Stated problem>
List every line below containing "styles".

Exercise inputs>
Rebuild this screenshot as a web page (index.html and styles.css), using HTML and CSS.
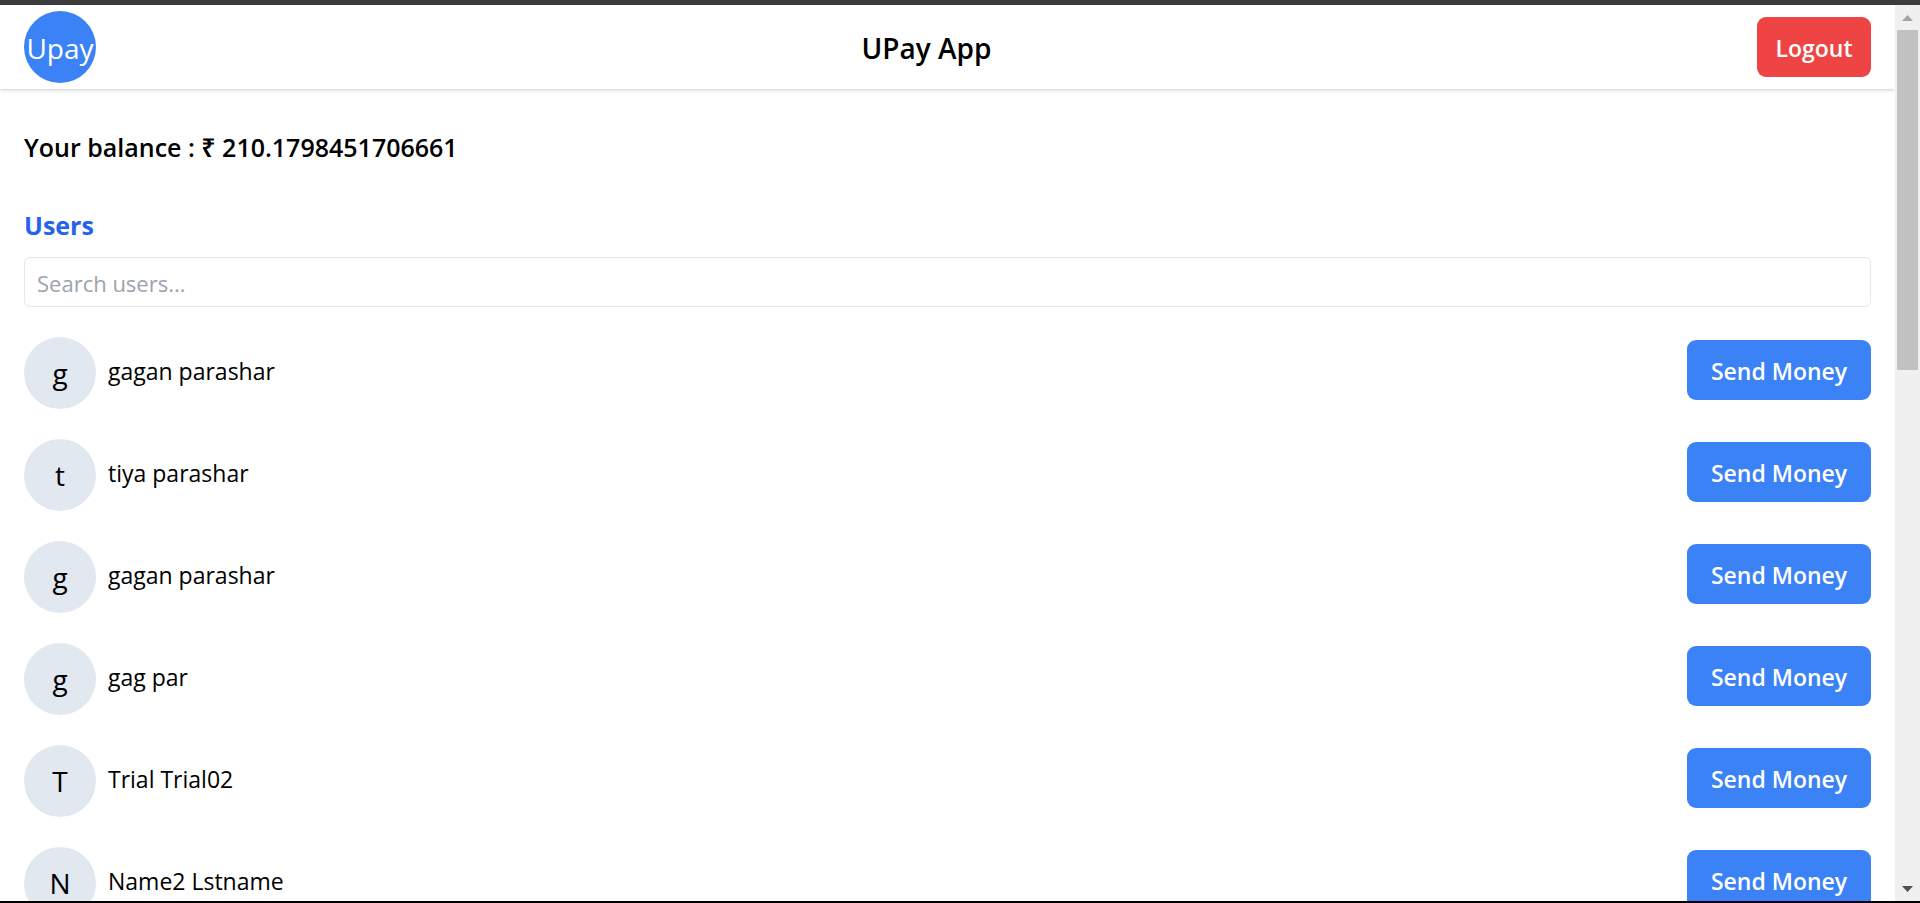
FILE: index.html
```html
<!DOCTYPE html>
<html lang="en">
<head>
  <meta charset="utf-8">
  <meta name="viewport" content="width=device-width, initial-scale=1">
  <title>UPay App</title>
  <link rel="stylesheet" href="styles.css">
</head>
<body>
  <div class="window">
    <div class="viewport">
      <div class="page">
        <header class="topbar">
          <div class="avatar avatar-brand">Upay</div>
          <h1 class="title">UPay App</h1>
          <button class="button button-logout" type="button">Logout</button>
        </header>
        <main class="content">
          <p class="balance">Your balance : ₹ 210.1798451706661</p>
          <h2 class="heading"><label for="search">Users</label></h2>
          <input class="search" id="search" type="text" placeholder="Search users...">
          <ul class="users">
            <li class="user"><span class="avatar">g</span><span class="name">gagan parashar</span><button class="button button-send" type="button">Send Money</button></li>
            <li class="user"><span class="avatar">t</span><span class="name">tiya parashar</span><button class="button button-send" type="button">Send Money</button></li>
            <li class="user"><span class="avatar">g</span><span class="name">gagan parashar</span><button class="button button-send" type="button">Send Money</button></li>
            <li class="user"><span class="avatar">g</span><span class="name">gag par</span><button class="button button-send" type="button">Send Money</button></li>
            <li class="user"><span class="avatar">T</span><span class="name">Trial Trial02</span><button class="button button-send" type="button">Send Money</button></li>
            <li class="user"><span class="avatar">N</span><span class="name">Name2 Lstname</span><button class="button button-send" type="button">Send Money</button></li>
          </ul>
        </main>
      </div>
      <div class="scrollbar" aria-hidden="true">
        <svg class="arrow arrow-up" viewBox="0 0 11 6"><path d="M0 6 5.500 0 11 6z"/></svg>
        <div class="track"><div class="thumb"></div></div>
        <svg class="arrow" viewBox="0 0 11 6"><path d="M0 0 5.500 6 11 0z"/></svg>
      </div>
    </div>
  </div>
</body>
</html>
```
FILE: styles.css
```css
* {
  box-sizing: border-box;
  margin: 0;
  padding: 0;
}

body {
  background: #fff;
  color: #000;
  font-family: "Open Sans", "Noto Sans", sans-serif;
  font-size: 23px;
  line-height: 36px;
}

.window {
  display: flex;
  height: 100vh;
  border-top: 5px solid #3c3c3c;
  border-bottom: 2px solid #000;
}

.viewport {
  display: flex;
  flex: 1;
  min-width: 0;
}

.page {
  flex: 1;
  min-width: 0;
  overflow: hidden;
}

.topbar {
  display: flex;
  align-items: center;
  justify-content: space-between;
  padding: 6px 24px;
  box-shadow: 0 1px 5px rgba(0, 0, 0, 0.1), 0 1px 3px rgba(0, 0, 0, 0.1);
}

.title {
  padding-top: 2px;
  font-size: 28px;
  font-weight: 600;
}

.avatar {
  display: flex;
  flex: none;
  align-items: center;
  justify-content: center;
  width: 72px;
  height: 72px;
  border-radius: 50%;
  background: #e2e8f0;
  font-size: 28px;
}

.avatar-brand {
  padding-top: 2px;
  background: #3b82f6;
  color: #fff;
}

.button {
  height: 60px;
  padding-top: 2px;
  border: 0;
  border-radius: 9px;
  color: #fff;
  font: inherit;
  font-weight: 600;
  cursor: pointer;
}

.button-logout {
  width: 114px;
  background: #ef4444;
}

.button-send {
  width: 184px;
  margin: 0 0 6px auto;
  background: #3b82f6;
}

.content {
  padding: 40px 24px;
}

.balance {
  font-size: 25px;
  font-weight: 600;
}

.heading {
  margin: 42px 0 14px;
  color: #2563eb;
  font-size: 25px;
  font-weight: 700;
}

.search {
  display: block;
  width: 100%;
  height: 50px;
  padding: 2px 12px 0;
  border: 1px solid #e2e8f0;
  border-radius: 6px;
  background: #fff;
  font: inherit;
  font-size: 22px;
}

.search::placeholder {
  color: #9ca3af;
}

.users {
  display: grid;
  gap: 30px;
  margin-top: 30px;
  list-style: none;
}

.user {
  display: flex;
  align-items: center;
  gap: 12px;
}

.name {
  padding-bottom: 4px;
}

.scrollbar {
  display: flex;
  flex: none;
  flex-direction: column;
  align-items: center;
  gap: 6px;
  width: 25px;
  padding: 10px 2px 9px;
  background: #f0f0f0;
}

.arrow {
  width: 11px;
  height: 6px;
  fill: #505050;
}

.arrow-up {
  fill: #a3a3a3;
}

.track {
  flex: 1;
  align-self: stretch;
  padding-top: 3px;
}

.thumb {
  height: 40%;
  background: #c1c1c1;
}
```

* * *

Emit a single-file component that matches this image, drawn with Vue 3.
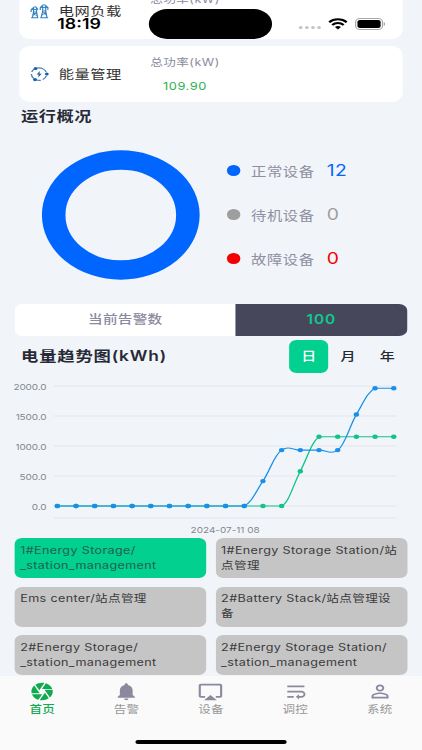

--

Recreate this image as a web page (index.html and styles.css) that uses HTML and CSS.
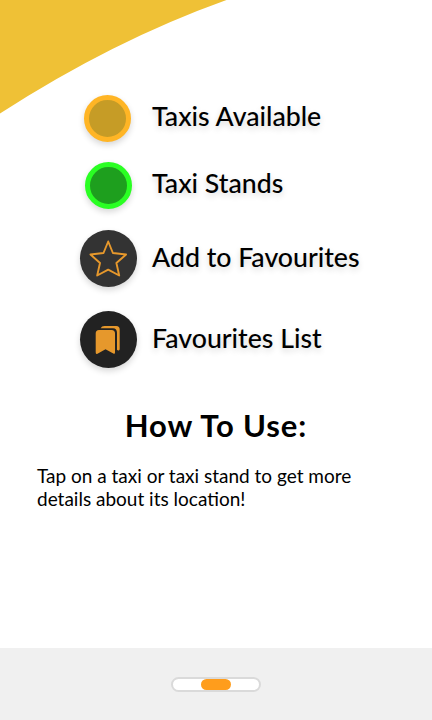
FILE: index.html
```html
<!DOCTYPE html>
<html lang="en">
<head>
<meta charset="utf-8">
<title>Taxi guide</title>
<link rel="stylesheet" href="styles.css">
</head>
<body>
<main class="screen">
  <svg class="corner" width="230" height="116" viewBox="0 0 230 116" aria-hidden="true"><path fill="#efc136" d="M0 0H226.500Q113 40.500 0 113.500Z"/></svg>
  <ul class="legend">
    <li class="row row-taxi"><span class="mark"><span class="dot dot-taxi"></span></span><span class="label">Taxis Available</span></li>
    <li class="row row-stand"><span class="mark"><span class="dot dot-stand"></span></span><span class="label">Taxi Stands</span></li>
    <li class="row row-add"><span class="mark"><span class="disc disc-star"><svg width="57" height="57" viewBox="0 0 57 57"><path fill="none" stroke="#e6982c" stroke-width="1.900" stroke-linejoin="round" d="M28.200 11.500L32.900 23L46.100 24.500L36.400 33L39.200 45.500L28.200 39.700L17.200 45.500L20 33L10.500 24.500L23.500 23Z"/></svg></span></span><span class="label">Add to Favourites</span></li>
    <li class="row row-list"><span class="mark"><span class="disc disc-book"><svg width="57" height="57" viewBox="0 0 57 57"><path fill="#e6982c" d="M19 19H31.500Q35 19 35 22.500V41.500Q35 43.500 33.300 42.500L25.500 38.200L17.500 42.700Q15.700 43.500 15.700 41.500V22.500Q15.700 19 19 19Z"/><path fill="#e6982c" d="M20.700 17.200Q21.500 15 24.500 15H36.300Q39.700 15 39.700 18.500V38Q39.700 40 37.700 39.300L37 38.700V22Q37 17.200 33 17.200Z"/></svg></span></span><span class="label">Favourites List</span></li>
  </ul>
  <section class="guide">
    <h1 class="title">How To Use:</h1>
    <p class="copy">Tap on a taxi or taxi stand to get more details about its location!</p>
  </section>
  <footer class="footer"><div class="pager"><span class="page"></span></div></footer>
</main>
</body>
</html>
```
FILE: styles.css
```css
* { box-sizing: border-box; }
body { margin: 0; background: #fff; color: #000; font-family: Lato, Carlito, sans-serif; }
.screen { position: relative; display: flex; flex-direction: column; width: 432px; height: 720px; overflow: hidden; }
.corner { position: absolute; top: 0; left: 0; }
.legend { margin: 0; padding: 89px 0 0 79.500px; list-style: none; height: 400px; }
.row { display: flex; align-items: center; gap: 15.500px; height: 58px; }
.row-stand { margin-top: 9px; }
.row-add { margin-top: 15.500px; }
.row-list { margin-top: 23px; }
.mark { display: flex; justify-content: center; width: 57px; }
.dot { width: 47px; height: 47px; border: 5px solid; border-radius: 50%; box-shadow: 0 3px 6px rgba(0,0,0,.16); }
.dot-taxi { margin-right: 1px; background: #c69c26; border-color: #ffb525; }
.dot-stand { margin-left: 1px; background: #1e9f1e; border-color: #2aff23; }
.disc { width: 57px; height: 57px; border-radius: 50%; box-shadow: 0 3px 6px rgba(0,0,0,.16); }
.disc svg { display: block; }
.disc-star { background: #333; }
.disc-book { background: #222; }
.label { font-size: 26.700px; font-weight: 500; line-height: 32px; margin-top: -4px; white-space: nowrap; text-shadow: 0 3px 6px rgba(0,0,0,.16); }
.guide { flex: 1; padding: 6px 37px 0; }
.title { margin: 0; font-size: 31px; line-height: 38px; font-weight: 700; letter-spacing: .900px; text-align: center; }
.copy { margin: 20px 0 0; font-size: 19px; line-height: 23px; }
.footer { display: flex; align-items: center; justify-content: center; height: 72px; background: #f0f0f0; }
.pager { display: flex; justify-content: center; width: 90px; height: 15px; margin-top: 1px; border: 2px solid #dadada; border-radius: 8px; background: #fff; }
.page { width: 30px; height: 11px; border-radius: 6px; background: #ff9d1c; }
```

Written answer>
Rebuild this screenshot as a web page (index.html and styles.css), using HTML and CSS.
  <link rel="stylesheet" href="styles.css">
FILE: styles.css
Recreate this image as a web page (index.html and styles.css) that uses HTML and CSS.
<link rel="stylesheet" href="styles.css">
FILE: styles.css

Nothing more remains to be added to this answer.